When I chose not to become a mother, the joke was that working women without kids had simply forgotten to have them. Now in my mid-fifties, I see the conversation shifting. Younger people who are bypassing parenthood talk about climate concerns, financial pressure and an overwhelming sense of the world’s fragility. Almost 1 in 6 — nearly 17% — of adults aged 55 and older have not had children, according to a 2021 US Census report. And in a 2019 Pew survey, some 44% of non-parents ages 18-49 said it was unlikely that they would ever have children. Regardless of how we got here, my crowd is expanding.
These days, I relish the spaciousness that my kind of life affords. I have windows of time that so many parents — especially those in the throes of raising younger kids — only dream of. And that time is a gift I can share. There can be no shortage of people who nurture. We all need adults in our lives who aren’t our parents, and those of us without kids are often raising our hands for the role. I think of non-moms as a largely untapped national resource hidden in plain sight. And it’s not just non-moms; non-dads are equally available.
I’ve started to call people like us the “pro-creatives” — a word I’m co-opting for new use. A pro-creative life is filled with connections across generations, a life that stands for something bigger than one person’s needs and desires. Yep, a lot like parenthood, only without the procreation.
Pro-creatives are people like Gloria Steinem, who kept a spare room in her apartment for younger feminists to come and stay, Dolly Parton, who has repeatedly said that she sees “everybody’s kids” as her own and Tracee Ellis Ross, who talks in countless interviews about bucking societal pressure to marry and have children. They are also the neighbors, teachers and coaches who show up for kids who need extra adults in their lives. They are the people who believe that every adult is an aunt or uncle, and every child matters.
Over the years, as my work has focused on how to find purpose, meaning and continued impact and relevance across longer lives, one thing has become increasingly clear. The secret to a fulfilling longer life is generativity — investing in something that will live beyond us. For parents and grandparents, children and grandchildren are natural ways to connect to the generative impulse. For many, a body of work can play that role. My friend Audrey was a generativity pro, pouring herself into legions of young people rather than just those in her family line.

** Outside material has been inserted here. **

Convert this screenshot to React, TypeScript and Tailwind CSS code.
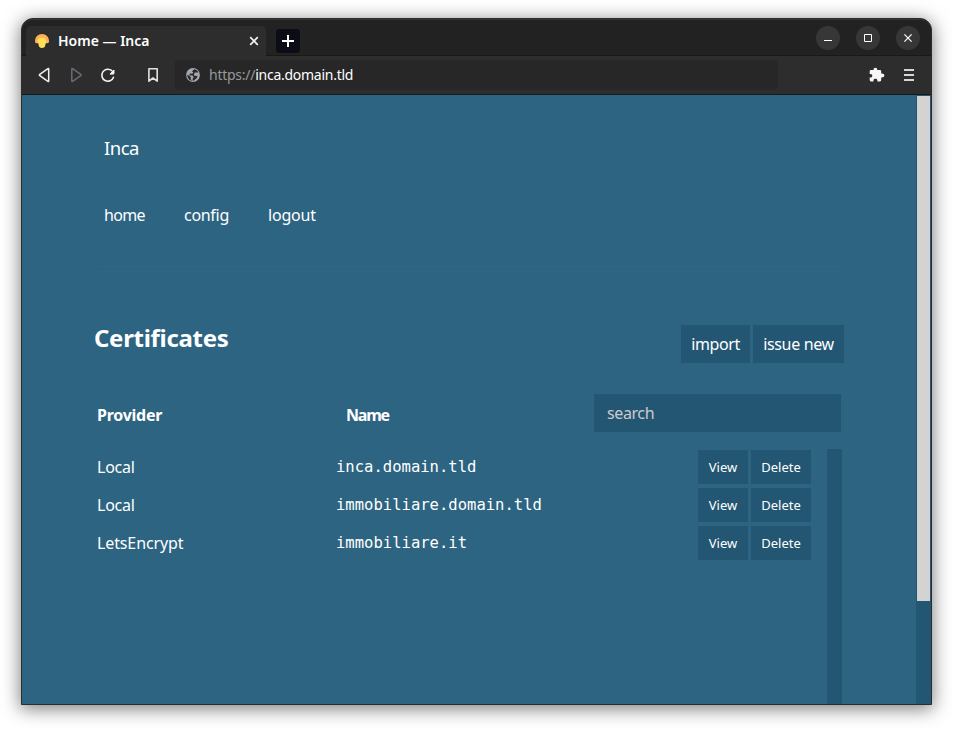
import type { ReactNode } from "react";

const certificates = [
  { provider: "Local", name: "inca.domain.tld", tracking: "tracking-[-0.25px]" },
  { provider: "Local", name: "immobiliare.domain.tld", tracking: "tracking-[-0.25px]" },
  { provider: "LetsEncrypt", name: "immobiliare.it", tracking: "tracking-[-0.12px]" },
];

function WindowButton({ children }: { children: ReactNode }) {
  return (
    <button className="flex size-6 items-center justify-center rounded-full bg-[#373737]">
      {children}
    </button>
  );
}

function TitleBar() {
  return (
    <div className="flex h-[37px] items-end rounded-t-[11px] border-b border-[#181818] bg-[#222222] pl-1 shadow-[inset_0_1px_0_#343434]">
      <div className="-mb-px flex h-[30px] w-[240px] items-center rounded-t-[5px] bg-[#2d2d2d] pl-[9px] pr-[7px]">
        <svg width="14" height="14" viewBox="0 0 14 14">
          <path d="M0 7.200C0 3 3 0 7 0s7 3 7 7.200c0 1.200-.5 2-1.500 2h-11C.5 9.200 0 8.400 0 7.200z" fill="#ffb057" />
          <path d="M2.600 7C2.600 5 4.400 3.800 7 3.800S11.400 5 11.400 7c0 1.300-.2 2-.7 2.600-.4.500-.3 1-.4 1.600C10.100 13 9 14 7 14s-3.100-1-3.300-2.800c-.1-.6 0-1.100-.4-1.600-.5-.6-.7-1.300-.7-2.600z" fill="#ffe056" />
        </svg>
        <span className="ml-[9px] flex-1 whitespace-nowrap text-[14px] font-semibold leading-[30px]">
          Home — Inca
        </span>
        <svg width="10" height="10" viewBox="0 0 10 10" stroke="#f2f2f2" strokeWidth="1.700">
          <path d="M1.200 1.200l7.600 7.600M8.800 1.200L1.200 8.800" />
        </svg>
      </div>
      <button className="mb-[2px] ml-[10px] flex size-6 items-center justify-center rounded-[4px] bg-[#0c0c17]">
        <svg width="12" height="12" viewBox="0 0 12 12" stroke="#fff" strokeWidth="2">
          <path d="M6 0v12M0 6h12" />
        </svg>
      </button>
      <div className="mb-[5px] ml-auto mr-[11px] flex gap-4">
        <WindowButton>
          <svg width="8" height="8" viewBox="0 0 8 8">
            <path d="M0 6h8v1H0z" fill="#fff" />
          </svg>
        </WindowButton>
        <WindowButton>
          <svg width="8" height="8" viewBox="0 0 8 8" fill="none" stroke="#fff">
            <path d="M.5.5h7v7h-7z" />
          </svg>
        </WindowButton>
        <WindowButton>
          <svg width="8" height="8" viewBox="0 0 8 8" stroke="#fff" strokeWidth="1.200">
            <path d="M.4.4l7.200 7.200M7.600.4L.4 7.600" />
          </svg>
        </WindowButton>
      </div>
    </div>
  );
}

function ToolBar() {
  return (
    <div className="flex h-[39px] items-center border-b border-[#191919] bg-[#2d2d2d] pl-4 pr-[17px]">
      <svg width="13" height="16" viewBox="0 0 13 16" fill="none" stroke="#f1f1f1" strokeWidth="1.500" strokeLinejoin="round">
        <path d="M10.700 2v12q0 .9-.8.300L1.800 8.700q-.8-.7 0-1.400L9.900 1.700q.8-.6.8.3z" />
      </svg>
      <svg className="ml-[19px]" width="13" height="16" viewBox="0 0 13 16" fill="none" stroke="#6b6b73" strokeWidth="1.500" strokeLinejoin="round">
        <path d="M1.800 2v12q0 .9.8.300l8.100-5.600q.8-.7 0-1.400L2.600 1.700q-.8-.6-.8.3z" />
      </svg>
      <svg className="ml-[17px]" width="15" height="16" viewBox="0 0 15 16">
        <path d="M13.500 10.200A6 6 0 1 1 11.800 3.700" fill="none" stroke="#f4f4f4" strokeWidth="1.600" strokeLinecap="round" />
        <path d="M14 3v3.300q0 .8-.8.800H10z" fill="#f4f4f4" stroke="#f4f4f4" strokeLinejoin="round" />
      </svg>
      <svg className="ml-[32px]" width="12" height="16" viewBox="0 0 12 16" fill="none" stroke="#e2e2e2" strokeWidth="1.600" strokeLinejoin="round">
        <path d="M1.900 1.800h8.300v12.400L6 11l-4.100 3.200z" />
      </svg>
      <div className="ml-4 flex h-[30px] w-[603px] items-center rounded-[4px] bg-[#272727] pl-[11px]">
        <svg width="14" height="14" viewBox="0 0 14 14">
          <circle cx="7" cy="7" r="6.900" fill="#a3a7ae" />
          <path d="M8.300 1.300 6 3.200l1.300 1.200-1 1.300-2.300-.2-.8 1.700 3.400.4 1.200 1.800-1.200 1.200.2 2.100-1.500.1C2.800 12 1.200 9.800 1.300 6.800L3 7.500l2 1.800-.5 1.400 1.300 2 1.600.1 3.200-2.600 1-1.900-1.300-.6-1.800.2-.6-2 1-1.300 3.400-.1C12.200 3.200 10.500 1.500 8.300 1.300z" fill="#292929" />
        </svg>
        <span className="ml-[9px] whitespace-nowrap text-[14px] leading-[30px] tracking-[-0.26px] text-white">
          <span className="text-[#96989b]">https://</span>inca.domain.tld
        </span>
      </div>
      <svg className="ml-auto" width="16" height="16" viewBox="0 0 16 16" fill="#f7f7f7">
        <path d="M6.400.7c1.200 0 1.800.8 1.800 1.700V3h2.800q1.200 0 1.200 1.200v2.400h.6c1.500 0 2.500.7 2.500 1.900s-1 1.900-2.500 1.900h-.6v2.700q0 1.300-1.300 1.300H8.400v-.9C8.400 12.300 7.600 11.700 6.400 11.700s-1.900.6-1.900 1.800v.9H2q-1.300 0-1.300-1.300v-2.500h.8c1.200 0 1.800-.7 1.800-1.800S2.700 7 1.500 7H.7V4.300Q.7 3 2 3h2.600v-.6c0-.9.600-1.700 1.800-1.700z" />
      </svg>
      <svg className="ml-[19px]" width="10" height="12" viewBox="0 0 10 12" fill="#d5d7d6">
        <path d="M0 0h10v2H0zM0 5h10v2H0zM0 10h10v2H0z" />
      </svg>
    </div>
  );
}

function SmallButton({ children, width }: { children: ReactNode; width: string }) {
  return (
    <button className={`${width} h-[34px] bg-[#235672] text-center text-[13px] tracking-[0.03px]`}>{children}</button>
  );
}

function Page() {
  return (
    <div className="flex h-[609px] bg-[#2d6482]">
      <main className="w-[894px] overflow-hidden pl-[72px]">
        <div className="ml-[10px] mt-[38px] h-[30px] text-[18.500px] leading-[30px] tracking-[-0.5px]">Inca</div>
        <nav className="ml-[10px] mt-[37px] flex h-[30px] text-[16px] leading-[30px]">
          <a className="w-[80px] tracking-[-0.7px]">home</a>
          <a className="w-[84px] tracking-[-0.3px]">config</a>
          <a className="tracking-[-0.2px]">logout</a>
        </nav>
        <hr className="ml-1 mt-[36px] w-[742px] border-t border-[#2f6785]" />
        <div className="mt-[58px] flex h-[38px] w-[750px]">
          <h1 className="-mt-[6px] flex-1 text-[24px] font-bold leading-[38px] tracking-[-0.3px]">Certificates</h1>
          <button className="w-[69px] bg-[#235672] text-[16px] tracking-[-0.4px]">import</button>
          <button className="ml-[3px] w-[91px] bg-[#235672] text-[16px] tracking-[-0.35px]">issue new</button>
        </div>
        <div className="ml-[3px] mt-[31px] flex h-[38px] w-[744px] text-[16px] leading-[42px]">
          <div className="w-[249px] font-bold tracking-[-0.25px]">Provider</div>
          <div className="w-[248px] font-bold tracking-[-1.2px]">Name</div>
          <div className="h-[38px] flex-1 bg-[#235672] pl-[13px] leading-[38px] tracking-[-0.4px] text-[#cbcbcb]">search</div>
        </div>
        <div className="mt-[17px] flex h-[255px] w-[748px]">
          <div className="flex flex-1 flex-col gap-1 pl-[3px] pt-px">
            {certificates.map((c) => (
              <div key={c.name} className="flex h-[34px] leading-[34px]">
                <div className={`w-[239px] text-[16px] ${c.tracking}`}>{c.provider}</div>
                <div className="flex-1 font-['DejaVu_Sans_Mono',monospace] text-[15.550px] leading-[35px]">{c.name}</div>
                <div className="mr-4 flex gap-[3px]">
                  <SmallButton width="w-[50px]">View</SmallButton>
                  <SmallButton width="w-[60px]">Delete</SmallButton>
                </div>
              </div>
            ))}
          </div>
          <div className="w-[15px] bg-[#235672]" />
        </div>
      </main>
      <div className="w-[15px] bg-[#235672] px-px pt-px">
        <div className="h-[505px] bg-[#d3d3d3]" />
      </div>
    </div>
  );
}

export default function App() {
  return (
    <div className="h-[729px] w-[953px] overflow-hidden bg-white pl-[21px] pt-[18px] font-['Noto_Sans',sans-serif] text-white">
      <div className="h-[687px] w-[911px] rounded-t-[12px] border border-[#2b2c2e] bg-[#2b2c2e] shadow-[0_3px_18px_1px_rgba(0,0,0,0.5)]">
        <TitleBar />
        <ToolBar />
        <Page />
      </div>
    </div>
  );
}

As a teacher, Audrey had a natural pipeline of young people to influence and guide. But I’ve had to be more intentional about putting myself in the path of younger people. For years, I’ve been a supporter and champion of Girls Write Now, a mentoring-through-writing program that is a hotbed of intergenerational relationships. I was drawn to this particular community because I felt I had something to offer to young people who are mostly aspiring first-generation college students (like I was), but I get a whole lot more than I give. I now have a collection of young women who are part of my life in various ways — some feel like mentees, some are friends, others are woven into my writing or professional life.
I’m also a member of Cirkel, an intergenerational cross-mentoring service where I get a personal intro each month to someone older or younger (I’m focusing on younger at the moment). While many of the people joining programs like Girls Write Now and Cirkel are or will become parents, these are natural places for non-moms and others like me to plug in and show up for young people — and to forge the kinds of connections that feel good as you age.
Younger people often ask me about my life as a non-mom, and one thing I say is that this path has allowed me to go wide, like a teacher — rather than deep, like a parent. And while there are a handful of people who will forever be part of my chosen family, I often show up in someone’s life for a reason or a season. It’s a way to be present for a critical moment, like when they move to New York City (something I think all people should do once in their lives!) and their parents ask me to keep an eye on them.
I find these relationships just about anywhere. At my local coffee shop I met Madge, my twenty-something barista, who came to New York from Australia to study acting. She’s one of those people-magnets who knows how to turn a latte order into a conversation, and before long we were meeting up for coffees elsewhere. One day I invited her to the seasonal clothing swap my mom and I regularly co-host. She came — bringing a basket of sweets from the coffee shop which made her instantly popular – and we turned the corner from acquaintances to real friends. We are drawn to each other through our writing and creative projects, but I wonder if part of it is that she’s thousands of miles from home and I’m old enough to be her mom (yet not exuding “mom” vibes).
It’s a touch ironic that in thinking about how I want to live as a non-mom, it’s my own mom I look to as a role model. Just as I headed out into the world seeking mentors who weren’t her, I had to share her with scores of friends and strangers who adopted her as their “extra” mom. I’m forever overhearing phone calls where she’s helping someone with a problem, usually around love, career choices, or money.
I’ve written books on careers and spoken on TV, yet Mom’s the one with hard-won life experience, and everyone knows it. While she’s never joined a formal mentoring program, she does it the old-fashioned way. She shows up – cooking and delivering food to neighbors, knitting sweaters for new babies, checking in by phone, remembering birthdays and graduations. Mostly, she just lets people in – to her home, and to her heart.
Like my mom, I strive to be the favored aunt, the mentor/friend to the youngers in my life, the all-purpose extra woman in the world. I relish the moments when friends and family members carve out roles for me in their children’s lives: “You’re the one who’s going to be a sounding board for the college essay, help them find their purpose, think about careers, take them shopping.”
I’m down for all of that. I’m also available if they’re wondering what life looks like when you choose not to have kids.